Erroneous assumptions about overqualified candidates may cause you to miss out on a great employee and lead to a discrimination claim, so it is important that you change your mindset.
Maribeth Kuzmeski, author and founder of Red Zone Marketing, LLC, a strategic marketing and business growth consultancy, advises hiring managers to “take the time to connect with these candidates. Invite them in and learn what motivates them.”
Here are three myths concerning "overqualified" job candidates:
Myth #1: They are desperate for work
Says Kuzmeski: “Most candidates are not applying for jobs they seem more than qualified for because they are desperate for work.” Some want a career change, some want to work fewer hours, and others want less responsibility and less stress.
Express your concerns about them wanting a job for which they are obviously overqualified and ask why they want the job. “You’ll be able to tell when she is explaining her reasoning and her motivations whether or not she truly has a passion for the job in question or whether she is simply willing to take the first job that is offered to her,” says Kuzmeski.
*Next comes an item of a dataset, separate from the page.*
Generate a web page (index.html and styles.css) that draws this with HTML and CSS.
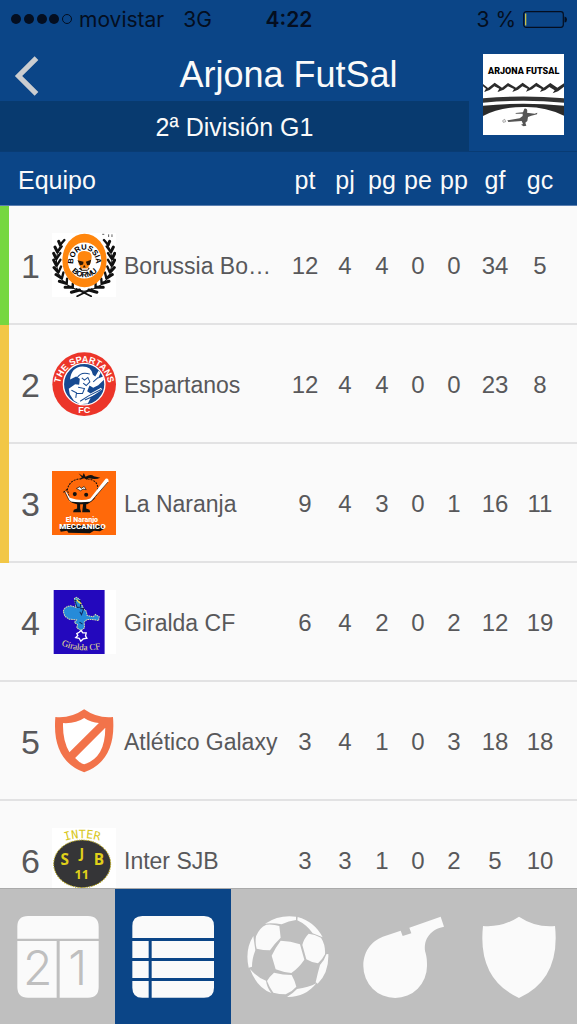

Additional questions to gauge their commitment to the position: How does this job fit into your career path? Where do you see yourself in five years? Remember, absent a contract, no new hire is guaranteed to stay long-term.
Myth #2: Their salary requirement is too high
Don’t make assumptions. Simply offer the job at the normal starting salary for the position.
Most applicants are well aware that the more entry level a position is, the lower the salary is, and are willing to take a pay cut.
Myth #3: They will be dissatisfied with the job
During the interview, acknowledge their achievements. “Ask the candidate how he plans to use the skills that led him to his past achievements in the position you’re offering, but don’t focus too much on the past. Instead, find out about his current motivations and the goals he has for the position,” says Kuzmeski.
Once on the job, it is important to empower them. Give them some degree of decision-making power, even in the most basic of positions.
“By giving these employees autonomy, you show them that you have confidence in their abilities and respect the skills and qualifications they bring to the table,” says Kuzmeski.
She concluded: “Think about it: These people became highly qualified for a reason—for the most part, they make fantastic employees. You want to hire the right person for the job, not the person you assume, sight unseen, is less likely to leave. By taking the time to connect with candidates and discuss their motivations and goals, you’ll be able to make that judgment yourself.”